Yargıtay, emekli maaşını çeken yaşlıya "paranı hocaya okutayım bereketlensin" diyerek parasını alan sanığı "nitelikli dolandırıcılık" suçundan cezalandıran karara yapılan itirazı reddetti.

Kahramanmaraş'ta 2008 yılında bankadan emekli maaşını çeken Ramazan G'nin yanına yaklaşan iki sanıktan Nihat G, "sen Ferhat ustanın babası mısın" diye sordu. Olumlu yanıt alan Nihat G, bu kez "Kayınvalidem vefat etti, kendisinin vasiyeti var, erzak ve para dağıtacağız. Sen iyi birine benziyorsun, verdiklerimi dağıtır mısın" sözleriyle Ramazan G'nin güvenini kazanmaya çalıştı.

Nihat G, teklifini kabul eden Ramazan G'ye "Sende para var mı? Varsa paranı ver, bu binada bulunan hocaya okutup getireyim, bereketlensin" diyerek 500 lirasını aldı.

Kimliği tespit edilemeyen diğer sanık ise Ramazan G'nin yanında kaldı. Sanığın, telefonla konuştuktan sonra, "Seni karşı binada bekliyorlar hemen git" dediği Ramazan G, binada kimseyi bulamayınca geri döndü. Döndüğünde diğer sanığın da yerinde olmadığını fark eden  Ramazan G, dolandırıldığını anladı.

Sanıklar hakkında Kahramanmaraş 1. Ağır Ceza Mahkemesinde dava açıldı.

Kimliği tespit edilemeyen sanığın dosyası ayrılırken, mahkeme Nihat G'yi, şikayetçinin dini inanç ve duygularını istismar ettiğine hükmederek, Türk Ceza Kanunu'nun nitelikli dolandırıcılık suçunu düzenleyen 158-1/a maddesi uyarınca cezalandırdı.

Kararın temyiz edilmesi üzerine dosyayı görüşen Yargıtay 15. Ceza Dairesi, yerel mahkemenin kararını onadı.

-"Dini duyguları aldatma aracı olarak kullandı"

Daire kararında, dinin bir topluluğun sahip olduğu kutsal kitap, peygamber ve Allah kavramını da genellikle içinde bulunduran inanç sistemi ve bu sisteme bağlı olarak yerine getirmeye çalıştığı ahlaki kurallar bütünü olduğu belirtildi.

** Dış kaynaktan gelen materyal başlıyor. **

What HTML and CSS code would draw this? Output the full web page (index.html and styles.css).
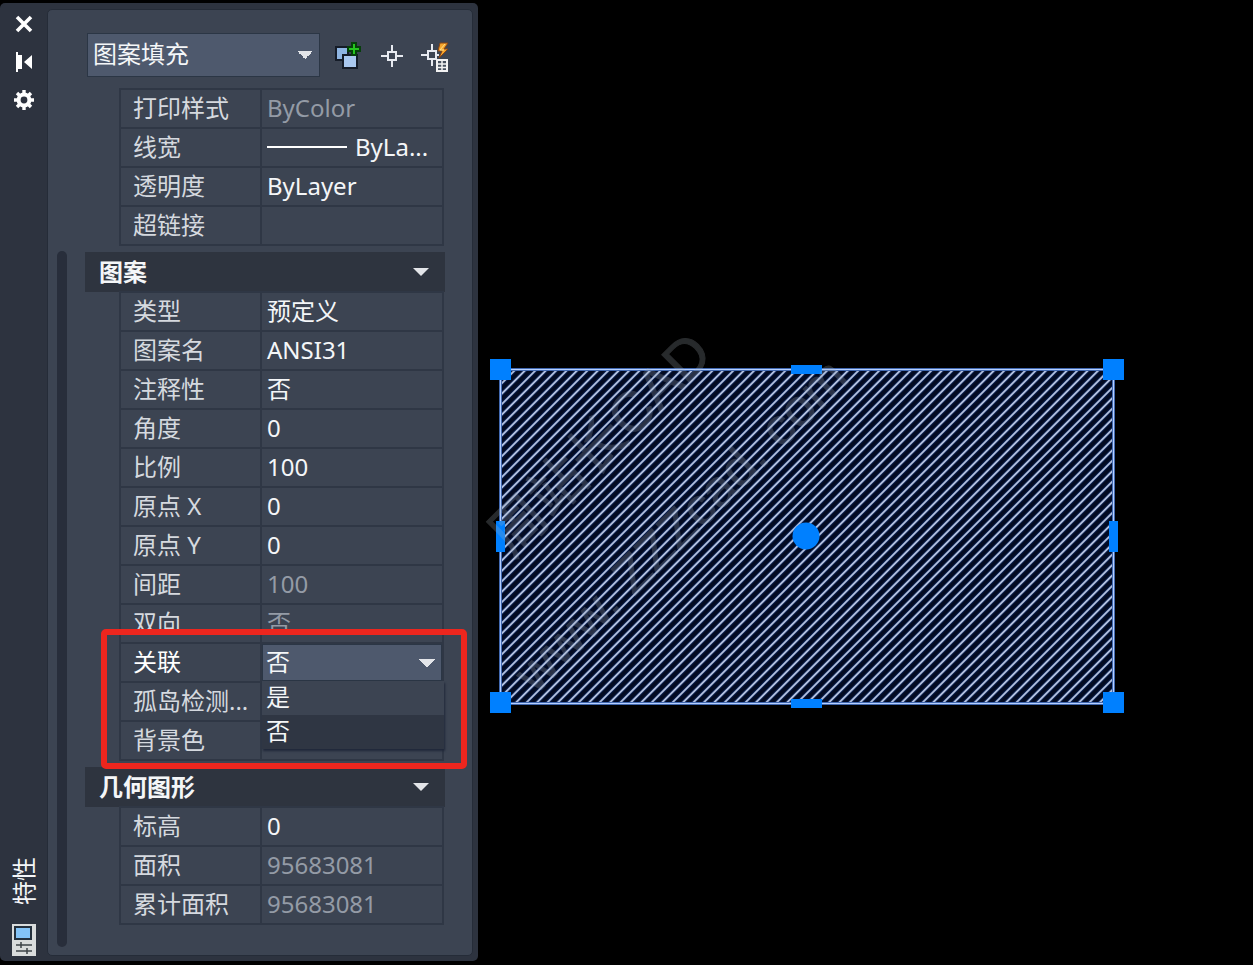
FILE: index.html
```
<!DOCTYPE html>
<html lang="zh-CN">
<head>
<meta charset="utf-8">
<meta name="viewport" content="width=device-width, initial-scale=1">
<title>特性</title>
<link rel="stylesheet" href="styles.css">
</head>
<body>
<main class="workspace">
  <aside class="palette" aria-label="特性">
    <div class="rail">
      <div class="rail-tools">
        <button class="icon-btn" type="button" aria-label="关闭"><svg width="24" height="24" viewBox="0 0 24 24"><path d="M5 5l14 14M19 5L5 19" stroke="#fff" stroke-width="3.6"/></svg></button>
        <button class="icon-btn" type="button" aria-label="自动隐藏"><svg width="24" height="24" viewBox="0 0 24 24"><path d="M4 2h2v3h4v14H6v3H4zM20 5v14l-8-7z" fill="#fff"/></svg></button>
        <button class="icon-btn" type="button" aria-label="设置"><svg width="24" height="24" viewBox="0 0 24 24" fill="none" stroke="#fff"><circle cx="12" cy="12" r="5.4" stroke-width="4"/><path d="M12 2v4M12 18v4M2 12h4M18 12h4M5 5l3 3M16 16l3 3M19 5l-3 3M8 16l-3 3" stroke-width="3.4"/></svg></button>
      </div>
      <div class="rail-foot">
        <span class="rail-title">特性</span>
        <svg width="24" height="32" viewBox="0 0 24 32"><path fill="#d9dcdc" d="M0 0h24v32H0z"/><path fill="#83c3f7" stroke="#24303c" stroke-width="2" d="M3 3h16v12H3z"/><path d="M4 21h16M4 27h16M9 18v6M15 24v6" stroke="#3d4347" stroke-width="1.5"/></svg>
      </div>
    </div>
    <div class="panel">
      <div class="scroll-track"></div>
      <div class="content">
        <div class="toolbar">
          <select class="object-select" aria-label="对象类型"><option>图案填充</option></select>
          <div class="tools">
            <button class="icon-btn" type="button" aria-label="切换添加选择"><svg width="30" height="32" viewBox="0 0 30 32"><path d="M2 7h12v13H2z" fill="#8fb5e2" stroke="#151c28" stroke-width="2"/><path d="M9 15h14v13H9z" fill="#a9c8ef" stroke="#151c28" stroke-width="2"/><path d="M18 3h4v4h4v4h-4v4h-4v-4h-4V7h4z" fill="#25c61f" stroke="#063f0b" stroke-width="2"/></svg></button>
            <button class="icon-btn" type="button" aria-label="选择对象"><svg width="24" height="32" viewBox="0 0 24 32" fill="none" stroke="#e7eaf0" stroke-width="2"><path d="M8 12h8v8H8zM12 5v7M12 20v7M1 16h7M16 16h7"/></svg></button>
            <button class="icon-btn" type="button" aria-label="快速选择"><svg width="30" height="34" viewBox="0 0 30 34" fill="none"><path d="M8 12h8v8H8zM12 5v7M12 20v7M1 16h7M16 16h3" stroke="#e7eaf0" stroke-width="2"/><path d="M20 4h8l-4 6h4l-9 9 3-7h-4z" fill="#f6a52c" stroke="#884616"/><path d="M25 5l-5 6h4" stroke="#ffe18a"/><path d="M17 21h10v11H17z" fill="#46505e" stroke="#f2f2f2" stroke-width="2"/><path d="M17 25h10M17 28.500h10M22 21v11" stroke="#f2f2f2" stroke-width="1.5"/></svg></button>
          </div>
        </div>

        <table class="props props-first">
          <tr><th scope="row">打印样式</th><td class="muted">ByColor</td></tr>
          <tr><th scope="row">线宽</th><td><span class="weight"><span class="weight-line"></span>ByLa...</span></td></tr>
          <tr><th scope="row">透明度</th><td>ByLayer</td></tr>
          <tr><th scope="row">超链接</th><td></td></tr>
        </table>

        <button class="section" type="button">图案<span class="caret"></span></button>
        <table class="props">
          <tr><th scope="row">类型</th><td>预定义</td></tr>
          <tr><th scope="row">图案名</th><td>ANSI31</td></tr>
          <tr><th scope="row">注释性</th><td>否</td></tr>
          <tr><th scope="row">角度</th><td>0</td></tr>
          <tr><th scope="row">比例</th><td>100</td></tr>
          <tr><th scope="row">原点 X</th><td>0</td></tr>
          <tr><th scope="row">原点 Y</th><td>0</td></tr>
          <tr><th scope="row">间距</th><td class="muted">100</td></tr>
          <tr><th scope="row">双向</th><td class="muted">否</td></tr>
          <tr class="active">
            <th scope="row"><label for="assoc">关联</label></th>
            <td class="editor">
              <select class="assoc-select" id="assoc"><option>否</option><option>是</option></select>
              <ul class="menu"><li>是</li><li class="current">否</li></ul>
              <div class="highlight"></div>
            </td>
          </tr>
          <tr><th scope="row">孤岛检测...</th><td></td></tr>
          <tr><th scope="row">背景色</th><td></td></tr>
        </table>

        <button class="section" type="button">几何图形<span class="caret"></span></button>
        <table class="props">
          <tr><th scope="row">标高</th><td>0</td></tr>
          <tr><th scope="row">面积</th><td class="muted">95683081</td></tr>
          <tr><th scope="row">累计面积</th><td class="muted">95683081</td></tr>
        </table>
      </div>
    </div>
  </aside>

  <section class="canvas" aria-label="绘图区">
    <svg class="drawing" width="775" height="965" viewBox="478 0 775 965">
      <defs>
        <pattern id="hatch" width="40" height="7.37" patternUnits="userSpaceOnUse" patternTransform="translate(500 703) rotate(-45)">
          <path fill="#020a22" d="M0 0h40v7.37H0z"/>
          <path d="M0 3.7h40" stroke="#15377c" stroke-width="2.8"/>
          <path d="M0 3.7h40" stroke="#e6edff" stroke-width="1.300"/>
        </pattern>
      </defs>
      <path d="M500.500 369.500h613v334h-613z" fill="url(#hatch)" stroke="#1c4796" stroke-width="3"/>
      <path d="M500.500 369.500h613v334h-613z" fill="none" stroke="#b5cfff" stroke-width="1.5"/>
      <g fill="#0080ff">
        <path d="M490 359h21v21h-21zM1103 359h21v21h-21zM490 692h21v21h-21zM1103 692h21v21h-21z"/>
        <path d="M791 365h31v9h-31zM791 699h31v9h-31zM496 521h9v31h-9zM1109 521h9v31h-9z"/>
        <circle cx="806" cy="536" r="13.500"/>
      </g>
      <g class="watermark">
        <text class="watermark-name" transform="translate(512 559) rotate(-45)">周站长CAD</text>
        <text transform="translate(536 695) rotate(-45)">www. ZZZcad. com</text>
      </g>
    </svg>
  </section>
</main>
</body>
</html>
```
FILE: styles.css
```
* { box-sizing: border-box; }

body {
  margin: 0;
  background: #000;
  color: #f4f6f8;
  font: 24px/32px "Noto Sans", "Noto Sans CJK SC", sans-serif;
}

button, select { font: inherit; color: inherit; border-radius: 0; margin: 0; }

.workspace { display: flex; min-height: 100vh; overflow: hidden; }

.palette {
  display: flex;
  flex: none;
  width: 478px;
  margin: 3px 0 4px;
  padding: 6px 5px 5px 0;
  background: #2d333f;
  border-radius: 5px;
}

.rail {
  display: flex;
  flex: none;
  flex-direction: column;
  justify-content: space-between;
  align-items: center;
  width: 47px;
}

.rail-tools { display: flex; flex-direction: column; gap: 14px; padding-top: 3px; }
.rail-foot { display: flex; flex-direction: column; align-items: center; gap: 19px; }
.rail-title { writing-mode: vertical-rl; text-orientation: sideways; transform: rotate(180deg); }

.icon-btn { display: block; padding: 0; border: 0; background: none; }
.icon-btn svg, .rail-foot svg { display: block; }

.panel {
  display: flex;
  flex: 1;
  min-width: 0;
  padding: 0 27px 8px 9px;
  background: #3c4452;
  border: 1px solid #252c38;
  border-radius: 5px;
}

.scroll-track { flex: none; width: 10px; margin-top: 241px; border-radius: 5px; background: #282e3b; }
.content { flex: 1; min-width: 0; margin-left: 18px; }

.toolbar { display: flex; padding: 23px 0 0 2px; }
.tools { display: flex; flex: none; gap: 16px; margin-left: 14px; padding-top: 4px; margin-top: -3px; }

select {
  appearance: none;
  border: 1px solid #2b3645;
  outline: 0;
  background-color: #4e596d;
  background-image: conic-gradient(from 315deg at 50% 100%, #e3e5e9 90deg, transparent 0);
  background-repeat: no-repeat;
  background-position: right 6px center;
  background-size: 16px 8px;
}

.object-select { flex: none; width: 233px; height: 44px; padding: 0 5px 2px; }

.props {
  width: 325px;
  margin: -1px 0 0 34px;
  border-collapse: collapse;
  table-layout: fixed;
}
.props-first { margin-top: 11px; }
.props tr { height: 39px; }
.props th, .props td { padding: 0 0 2px 5px; border: 2px solid #2f3745; }
.props th { width: 141px; padding-left: 12px; font-weight: 400; text-align: left; white-space: nowrap; color: #d5d9df; }
.props .muted { color: #949ba6; }
.props .active th { color: #fff; }

.weight { display: flex; align-items: center; gap: 8px; }
.weight-line { width: 80px; height: 2px; background: #fff; }

.section {
  display: flex;
  justify-content: space-between;
  align-items: center;
  width: 100%;
  height: 40px;
  margin-top: 6px;
  padding: 0 16px 0 14px;
  border: 0;
  background: #2e343f;
  font-weight: 700;
}

.caret { width: 16px; height: 8px; background: #e3e5e9; clip-path: polygon(0 0, 100% 0, 50% 100%); }

.props .editor { position: relative; padding: 0; }
.assoc-select { display: block; width: 100%; height: 37px; padding: 0 3px 2px; }

.menu {
  position: absolute;
  z-index: 1;
  top: 37px;
  left: 0;
  right: -2px;
  margin: 0;
  padding: 0;
  list-style: none;
  background: #3c4452;
  box-shadow: 1px 2px 2px #20283a;
}
.menu li { height: 34px; padding-left: 4px; }
.menu .current { background: #2f3643; }

.highlight {
  position: absolute;
  z-index: 2;
  top: -15px;
  left: -161px;
  right: -25px;
  height: 140px;
  border: 6px solid #ed261e;
  border-radius: 5px;
  pointer-events: none;
}

.canvas { flex: 1; min-width: 0; }
.drawing { display: block; }
.watermark {
  fill: #a5afb8;
  stroke: #a5afb8;
  stroke-width: 1px;
  opacity: .24;
  font-size: 52px;
  font-family: "Liberation Sans", "Noto Sans CJK SC", sans-serif;
}
.watermark-name { font-size: 56px; }
```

Dini inancın, dine inanan, belirli bir dine mensup kişinin duyguları olduğu ifade edilen kararda, bir insanın dini inanç ve duygularıyla doğup büyüdüğü, terbiyesini aldığı ailesi, çevresi ve içinde bulunduğu toplum arasında çok sıkı bir ilişki bulunduğu vurgulandı.

Kararda, şikayetçinin, önem verdiği değerler, dini inanç ve duygularının aldatma aracı olarak kullanıldığının kabulünde bir isabetsizlik görülmediği anlatıldı.

Yargıtay Cumhuriyet Başsavcılığı ise onama kararına itiraz etti.

Başsavcılığın itiraz dilekçesinde, paranın okunmasıyla bereketleneceği yönünde dini bir kural olmadığı, bu nedenle söz konusu eylemin dini inanç ve duyguları istismar etmek olarak değerlendirilemeyeceği kaydedildi. Dilekçede, eylemin basit dolandırıcılık olduğu savunuldu.

İtirazı yerinde bulmayan Yargıtay 15. Ceza Dairesi, dosyayı Yargıtay Ceza Genel Kurulu'na gönderdi.

Başsavcılığın itirazını karara bağlayan kurul, yerel mahkeme ve daire kararlarını haklı bularak itirazı reddetti.